On Tuesday, May 22, 2018 at 1:32:51 PM UTC-4, [email protected] wrote:
> On Tuesday, May 22, 2018 at 1:04:31 PM UTC-4, Paul Wouters wrote:
> > On Tue, 22 May 2018, Ryan Sleevi via dev-security-policy wrote:
> > 
> > > However, what does this buy us? Considering that the ZSKs are 
> > > intentionally
> > > designed to be frequently rotated (24 - 72 hours), thus permitting weaker
> > > key sizes (RSA-512),
> > 
> > I don't know anyone who believes or uses these timings or key sizes. It
> > might be done as an _attack_ but it would be a very questionable
> > deployment.
> > 
> > I know of 12400 512 bit RSA ZSK's in a total of about 6.5 million.
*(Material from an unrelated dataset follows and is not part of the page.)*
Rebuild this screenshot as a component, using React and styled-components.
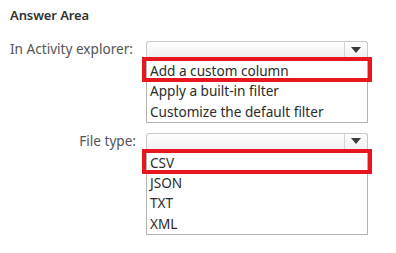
import React from "react";
import styled, { createGlobalStyle } from "styled-components";

const GlobalStyle = createGlobalStyle`
  html, body {
    margin: 0;
    padding: 0;
    background: #ffffff;
  }
  body {
    font-family: "Noto Sans", "Open Sans", sans-serif;
    color: #333;
  }
`;

const Page = styled.div`
  width: 396px;
  height: 253px;
  padding: 7px 0 0 10px;
  box-sizing: border-box;
  overflow: hidden;
`;

const Title = styled.div`
  font-size: 13px;
  font-weight: 600;
  line-height: 17px;
  color: #333;
  letter-spacing: -0.1px;
`;

const Form = styled.div`
  display: grid;
  grid-template-columns: 126px 222px;
  column-gap: 10px;
  row-gap: 10px;
  margin-top: 17px;
`;

const Label = styled.div`
  font-size: 13.6px;
  line-height: 15px;
  color: #555;
  text-align: ${(props) => (props.right ? "right" : "left")};
  white-space: nowrap;
`;

const Dropdown = styled.div`
  display: flex;
  flex-direction: column;
`;

const Select = styled.div`
  display: flex;
  height: 16px;
  border: 1px solid #c9c9c9;
  border-bottom: none;
  border-radius: 3px 3px 0 0;
  background: linear-gradient(#ffffff, #f1f1f1);
  box-sizing: border-box;
`;

const Field = styled.div`
  flex: 1;
`;

const Arrow = styled.div`
  width: 22px;
  border-left: 1px solid #d4d4d4;
  display: flex;
  align-items: center;
  justify-content: center;

  &::after {
    content: "";
    border-left: 5px solid transparent;
    border-right: 5px solid transparent;
    border-top: 6px solid #3a3a3a;
  }
`;

const List = styled.div`
  border: 1px solid #b4b4b4;
  padding: 3px 0 0 0;
  position: relative;
`;

const Item = styled.div`
  height: 20.3px;
  line-height: 20.3px;
  padding-left: 3px;
  font-size: 13.6px;
  color: #2b2b2b;
  white-space: nowrap;
`;

const Highlight = styled.div`
  position: absolute;
  left: -5px;
  right: -5px;
  top: -1px;
  height: 25px;
  border: 4px solid #e8161e;
  box-sizing: border-box;
  pointer-events: none;
`;

const rows = [
  {
    label: "In Activity explorer:",
    right: false,
    options: ["Add a custom column", "Apply a built-in filter", "Customize the default filter"],
  },
  {
    label: "File type:",
    right: true,
    options: ["CSV", "JSON", "TXT", "XML"],
  },
];

export default function App() {
  return (
    <>
      <GlobalStyle />
      <Page>
        <Title>Answer Area</Title>
        <Form>
          {rows.map((row) => (
            <React.Fragment key={row.label}>
              <Label right={row.right}>{row.label}</Label>
              <Dropdown>
                <Select>
                  <Field />
                  <Arrow />
                </Select>
                <List>
                  <Highlight />
                  {row.options.map((opt) => (
                    <Item key={opt}>{opt}</Item>
                  ))}
                </List>
              </Dropdown>
            </React.Fragment>
          ))}
        </Form>
      </Page>
    </>
  );
}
And I
> > consider those to be an operational mistake.
> 
> These are "legacy" zones where ~3 operators are having some trouble getting 
> better keys in place, but the swamp is slowly getting drained, a few months 
> back the total was ~12900, out of a smaller overall total.  ZSKs are 
> predominantly 1024-bit, with a noticeably large minority using 1280 bits.  
> Latest stats:
> 
>   https://lists.dns-oarc.net/pipermail/dns-operations/2018-May/017628.html

As for ZSK lifetime, among still extant domains the average (last seen - first 
seen) time of no longer published ZSKs is 59 days.  This is strongly indicative 
of a 60-day cycle at the larger DNSSEC-hosting providers.  The sample size is 
"5187051" retired ZSKs.

The standard deviation is 34 days. So we can estimate that most ZSKs are 
rotated in 30-90 days.  The sample size is ~5.2 million domains.